With respect to the length of the connection feature memory described in Section 4.4, the best results were obtained for a very short memory of length t=3 penalty depth (cf. Section 4.5). A penalty depth of 1 was used on circuits with less than 100 modules while the penalty depth was 3 for larger circuits.

The minimum subproblem size as defined in Section 4.7 was set to M=80. Thus fairly small subproblems were considered for large circuits.

### 5.3 Results

### MCNC general cell circuits

The results for the small general cell circuits described in Table 1 are presented in Table 4. For these instances we used the so-called *flat* configuration of GLS which starts from a random

initial placement. A certain fixed time limit is given to the heuristic. The heuristic runs until the number of non-improving FLS calls exceeds 20,000 or the time limit is exceeded.
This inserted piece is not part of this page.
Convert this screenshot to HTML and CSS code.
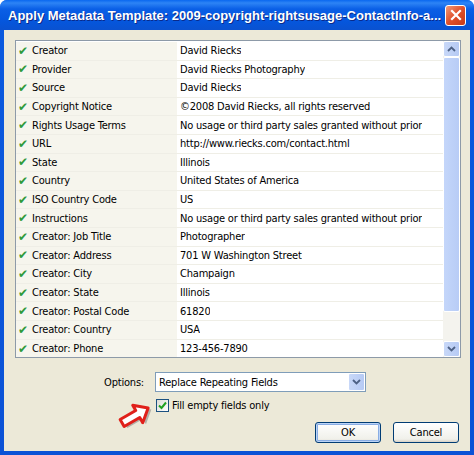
FILE: index.html
```html
<!DOCTYPE html>
<html>
<head>
<meta charset="utf-8">
<link rel="stylesheet" href="styles.css">
</head>
<body>
<div class="window">
  <div class="titlebar">
    <span class="title">Apply Metadata Template: 2009-copyright-rightsusage-ContactInfo-a...</span>
    <span class="close"><svg width="12" height="12" viewBox="0 0 12 12"><path d="M2 2L10 10M10 2L2 10" stroke="#fff" stroke-width="2.2" stroke-linecap="square"/></svg></span>
  </div>
  <div class="client">
    <div class="listbox">
      <div class="rows">
        <div class="row"><span class="lab"><i class="chk">✔</i>Creator</span><span class="val">David Riecks</span></div>
        <div class="row"><span class="lab"><i class="chk">✔</i>Provider</span><span class="val">David Riecks Photography</span></div>
        <div class="row"><span class="lab"><i class="chk">✔</i>Source</span><span class="val">David Riecks</span></div>
        <div class="row"><span class="lab"><i class="chk">✔</i>Copyright Notice</span><span class="val">©2008 David Riecks, all rights reserved</span></div>
        <div class="row"><span class="lab"><i class="chk">✔</i>Rights Usage Terms</span><span class="val">No usage or third party sales granted without prior</span></div>
        <div class="row"><span class="lab"><i class="chk">✔</i>URL</span><span class="val">http://www.riecks.com/contact.html</span></div>
        <div class="row"><span class="lab"><i class="chk">✔</i>State</span><span class="val">Illinois</span></div>
        <div class="row"><span class="lab"><i class="chk">✔</i>Country</span><span class="val">United States of America</span></div>
        <div class="row"><span class="lab"><i class="chk">✔</i>ISO Country Code</span><span class="val">US</span></div>
        <div class="row"><span class="lab"><i class="chk">✔</i>Instructions</span><span class="val">No usage or third party sales granted without prior</span></div>
        <div class="row"><span class="lab"><i class="chk">✔</i>Creator: Job Title</span><span class="val">Photographer</span></div>
        <div class="row"><span class="lab"><i class="chk">✔</i>Creator: Address</span><span class="val">701 W Washington Street</span></div>
        <div class="row"><span class="lab"><i class="chk">✔</i>Creator: City</span><span class="val">Champaign</span></div>
        <div class="row"><span class="lab"><i class="chk">✔</i>Creator: State</span><span class="val">Illinois</span></div>
        <div class="row"><span class="lab"><i class="chk">✔</i>Creator: Postal Code</span><span class="val">61820</span></div>
        <div class="row"><span class="lab"><i class="chk">✔</i>Creator: Country</span><span class="val">USA</span></div>
        <div class="row"><span class="lab"><i class="chk">✔</i>Creator: Phone</span><span class="val">123-456-7890</span></div>
      </div>
      <div class="scrollbar">
        <div class="sbtn"><svg width="9" height="6" viewBox="0 0 9 6"><path d="M1 5L4.5 1.5L8 5" fill="none" stroke="#4D6185" stroke-width="1.8"/></svg></div>
        <div class="thumb"></div>
        <div class="track"></div>
        <div class="sbtn"><svg width="9" height="6" viewBox="0 0 9 6"><path d="M1 1L4.5 4.5L8 1" fill="none" stroke="#4D6185" stroke-width="1.8"/></svg></div>
      </div>
    </div>
    <div class="options">
      <span class="optlabel">Options:</span>
      <div class="combo">
        <span class="combotext">Replace Repeating Fields</span>
        <span class="cbtn"><svg width="9" height="6" viewBox="0 0 9 6"><path d="M1 1L4.5 4.5L8 1" fill="none" stroke="#4D6185" stroke-width="1.8"/></svg></span>
      </div>
    </div>
    <div class="checkrow">
      <span class="checkbox"><svg width="11" height="11" viewBox="0 0 11 11"><path d="M2 5.5L4.5 8L9 2.5" fill="none" stroke="#21A121" stroke-width="2"/></svg></span>
      <span class="checklabel">Fill empty fields only</span>
      <svg class="arrow" width="40" height="34" viewBox="0 0 40 34">
        <g transform="translate(20 18) rotate(-30)">
          <path d="M-16 -4H2V-10L14 0L2 10V4H-16Z" fill="#777" opacity="0.5" transform="translate(2 3)"/>
          <path d="M-16 -4H2V-10L14 0L2 10V4H-16Z" fill="#fff" stroke="#E0201A" stroke-width="3" stroke-linejoin="round"/>
        </g>
      </svg>
    </div>
    <div class="buttons">
      <span class="btn default">OK</span>
      <span class="btn">Cancel</span>
    </div>
  </div>
</div>
</body>
</html>
```

FILE: styles.css
```css
html, body {
  margin: 0;
  padding: 0;
}
body {
  width: 474px;
  height: 455px;
  overflow: hidden;
  font-family: "DejaVu Sans Condensed", "DejaVu Sans", sans-serif;
  font-size: 11px;
  letter-spacing: -0.2px;
  color: #000;
}
.window {
  width: 474px;
  height: 455px;
  box-sizing: border-box;
  background: linear-gradient(to bottom, #0A5ADF, #0B52D6);
  display: flex;
  flex-direction: column;
  border-radius: 7px 7px 0 0;
}
.titlebar {
  height: 30px;
  flex: none;
  display: flex;
  align-items: center;
  padding: 0 8px 0 8px;
  background: linear-gradient(to bottom, #0A68F0 0%, #2D84F5 10%, #0A5FE6 30%, #0556DD 70%, #0A52D0 100%);
  border-radius: 7px 7px 0 0;
}
.title {
  flex: 1;
  color: #fff;
  font-family: "Liberation Sans", Arial, sans-serif;
  font-weight: bold;
  font-size: 13px;
  letter-spacing: 0;
  white-space: nowrap;
  text-shadow: 1px 1px 0 #0A2A8A;
}
.close {
  width: 21px;
  height: 21px;
  box-sizing: border-box;
  border: 1px solid #fff;
  border-radius: 3px;
  background: linear-gradient(135deg, #F09A7A, #E0502A 50%, #C83A18);
  display: flex;
  align-items: center;
  justify-content: center;
}
.client {
  flex: 1;
  margin: 0 4px 4px 4px;
  background: #ECE9D8;
  padding: 10px 9px 0 11px;
  display: flex;
  flex-direction: column;
  min-width: 0;
}
.listbox {
  height: 318px;
  box-sizing: border-box;
  border: 1px solid #8D9AA8;
  display: flex;
  background: #fff;
  min-width: 0;
}
.rows {
  flex: 1;
  min-width: 0;
  overflow: hidden;
  display: flex;
  flex-direction: column;
  padding-top: 1px;
}
.row {
  height: 18.6px;
  flex: none;
  display: flex;
  align-items: center;
  box-sizing: border-box;
  border-bottom: 1px solid #EFEEE6;
}
.row:last-child { border-bottom: none; }
.lab {
  width: 161px;
  flex: none;
  height: 100%;
  box-sizing: border-box;
  background: #F6F5ED;
  display: flex;
  align-items: center;
  padding-left: 2px;
  white-space: nowrap;
}
.chk {
  font-style: normal;
  color: #2F9A3C;
  font-size: 12px;
  width: 14px;
  font-family: "DejaVu Sans", sans-serif;
}
.val {
  padding-left: 3px;
  white-space: nowrap;
  overflow: hidden;
  min-width: 0;
}
.scrollbar {
  width: 17px;
  flex: none;
  display: flex;
  flex-direction: column;
  background: #F4F3EE;
}
.sbtn {
  height: 16px;
  flex: none;
  box-sizing: border-box;
  border: 1px solid #fff;
  border-radius: 2px;
  background: linear-gradient(to right, #C8D8F8, #B6CAF4);
  display: flex;
  align-items: center;
  justify-content: center;
}
.thumb {
  height: 255px;
  flex: none;
  box-sizing: border-box;
  border: 1px solid #fff;
  border-radius: 2px;
  background: linear-gradient(to right, #C4D6FA, #B8CCF6);
}
.track { flex: 1; }
.options {
  display: flex;
  align-items: center;
  margin-top: 14px;
  height: 20px;
}
.optlabel {
  width: 140px;
  text-align: right;
  padding-right: 11px;
  box-sizing: border-box;
}
.combo {
  width: 211px;
  height: 20px;
  box-sizing: border-box;
  border: 1px solid #7F9DB9;
  background: #fff;
  display: flex;
  align-items: center;
}
.combotext { flex: 1; padding-left: 3px; }
.cbtn {
  width: 17px;
  height: 18px;
  box-sizing: border-box;
  border: 1px solid #fff;
  border-radius: 2px;
  background: linear-gradient(to right, #C8D8F8, #B6CAF4);
  display: flex;
  align-items: center;
  justify-content: center;
}
.checkrow {
  display: flex;
  align-items: center;
  margin-top: 5px;
  padding-left: 141px;
  position: relative;
  height: 16px;
}
.checkbox {
  width: 13px;
  height: 13px;
  box-sizing: border-box;
  border: 1px solid #1C5180;
  background: linear-gradient(135deg, #DCDCD6, #fff);
  display: flex;
  align-items: center;
  justify-content: center;
  margin-right: 3px;
}
.arrow {
  position: absolute;
  left: 101px;
  top: 0px;
}
.buttons {
  display: flex;
  justify-content: flex-end;
  gap: 12px;
  margin-top: 9px;
  margin-right: 2px;
}
.btn {
  width: 66px;
  height: 21px;
  box-sizing: border-box;
  border: 1px solid #003C74;
  border-radius: 3px;
  background: linear-gradient(to bottom, #FFFFFF, #F0F0EA 85%, #D6D0C5);
  display: flex;
  align-items: center;
  justify-content: center;
}
.btn.default {
  box-shadow: inset 0 0 0 1px #BCD4F6, inset 0 0 0 2px #89ADE4;
}
```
In case the GLS heuristic terminates before the time limit is exceeded a shuffle algorithm is applied to the placement and the algorithm restarted with the shuffled placement as the initial solution. The shuffle algorithm performs a random displacement of all modules, but restricts the displacement distance to 10% of the maximum displacement distance. Thus the randomization makes small changes to the placements which may help the algorithm to find new improving solutions.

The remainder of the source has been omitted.